> WHAT THE EXERCISE ASKS: Please set down all the lines beneath this one exactly, without the pictures.

==================================================

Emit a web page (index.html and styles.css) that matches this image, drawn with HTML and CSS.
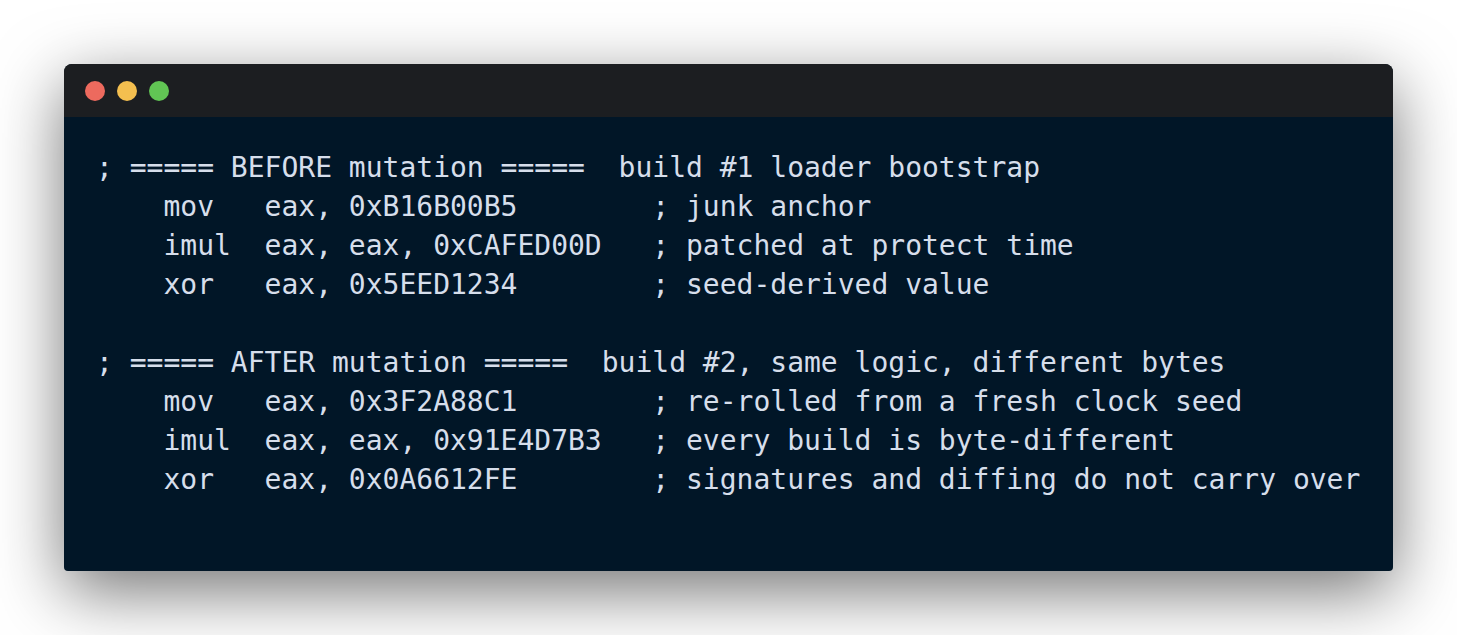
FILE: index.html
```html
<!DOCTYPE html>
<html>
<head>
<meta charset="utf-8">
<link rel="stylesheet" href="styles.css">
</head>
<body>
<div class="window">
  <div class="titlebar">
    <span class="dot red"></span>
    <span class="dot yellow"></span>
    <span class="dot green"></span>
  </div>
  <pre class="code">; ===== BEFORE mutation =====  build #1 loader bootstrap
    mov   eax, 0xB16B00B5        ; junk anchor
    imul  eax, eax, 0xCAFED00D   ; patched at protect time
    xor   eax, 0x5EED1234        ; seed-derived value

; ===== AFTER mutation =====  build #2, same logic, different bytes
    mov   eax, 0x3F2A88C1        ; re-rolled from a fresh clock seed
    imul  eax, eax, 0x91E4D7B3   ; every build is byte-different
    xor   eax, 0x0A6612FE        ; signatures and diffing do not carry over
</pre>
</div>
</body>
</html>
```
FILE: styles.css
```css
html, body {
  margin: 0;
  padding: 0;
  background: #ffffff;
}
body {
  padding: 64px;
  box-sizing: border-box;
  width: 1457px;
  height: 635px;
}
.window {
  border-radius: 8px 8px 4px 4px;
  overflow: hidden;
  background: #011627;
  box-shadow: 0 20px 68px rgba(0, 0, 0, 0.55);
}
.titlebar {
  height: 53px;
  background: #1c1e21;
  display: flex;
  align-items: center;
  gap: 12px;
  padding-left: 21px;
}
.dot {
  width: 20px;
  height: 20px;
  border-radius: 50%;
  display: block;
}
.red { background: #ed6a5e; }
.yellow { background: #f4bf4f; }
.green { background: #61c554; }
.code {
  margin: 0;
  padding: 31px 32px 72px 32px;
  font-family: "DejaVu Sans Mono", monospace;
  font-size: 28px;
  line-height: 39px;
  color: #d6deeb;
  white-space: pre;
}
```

==================================================

> SOLUTION TO THE EXERCISE:
Emit a web page (index.html and styles.css) that matches this image, drawn with HTML and CSS.
FILE: index.html
```html
<!DOCTYPE html>
<html>
<head>
<meta charset="utf-8">
<link rel="stylesheet" href="styles.css">
</head>
<body>
<div class="window">
  <div class="titlebar">
    <span class="dot red"></span>
    <span class="dot yellow"></span>
    <span class="dot green"></span>
  </div>
  <pre class="code">; ===== BEFORE mutation =====  build #1 loader bootstrap
    mov   eax, 0xB16B00B5        ; junk anchor
    imul  eax, eax, 0xCAFED00D   ; patched at protect time
    xor   eax, 0x5EED1234        ; seed-derived value

; ===== AFTER mutation =====  build #2, same logic, different bytes
    mov   eax, 0x3F2A88C1        ; re-rolled from a fresh clock seed
    imul  eax, eax, 0x91E4D7B3   ; every build is byte-different
    xor   eax, 0x0A6612FE        ; signatures and diffing do not carry over
</pre>
</div>
</body>
</html>
```
FILE: styles.css
```css
html, body {
  margin: 0;
  padding: 0;
  background: #ffffff;
}
body {
  padding: 64px;
  box-sizing: border-box;
  width: 1457px;
  height: 635px;
}
.window {
  border-radius: 8px 8px 4px 4px;
  overflow: hidden;
  background: #011627;
  box-shadow: 0 20px 68px rgba(0, 0, 0, 0.55);
}
.titlebar {
  height: 53px;
  background: #1c1e21;
  display: flex;
  align-items: center;
  gap: 12px;
  padding-left: 21px;
}
.dot {
  width: 20px;
  height: 20px;
  border-radius: 50%;
  display: block;
}
.red { background: #ed6a5e; }
.yellow { background: #f4bf4f; }
.green { background: #61c554; }
.code {
  margin: 0;
  padding: 31px 32px 72px 32px;
  font-family: "DejaVu Sans Mono", monospace;
  font-size: 28px;
  line-height: 39px;
  color: #d6deeb;
  white-space: pre;
}
```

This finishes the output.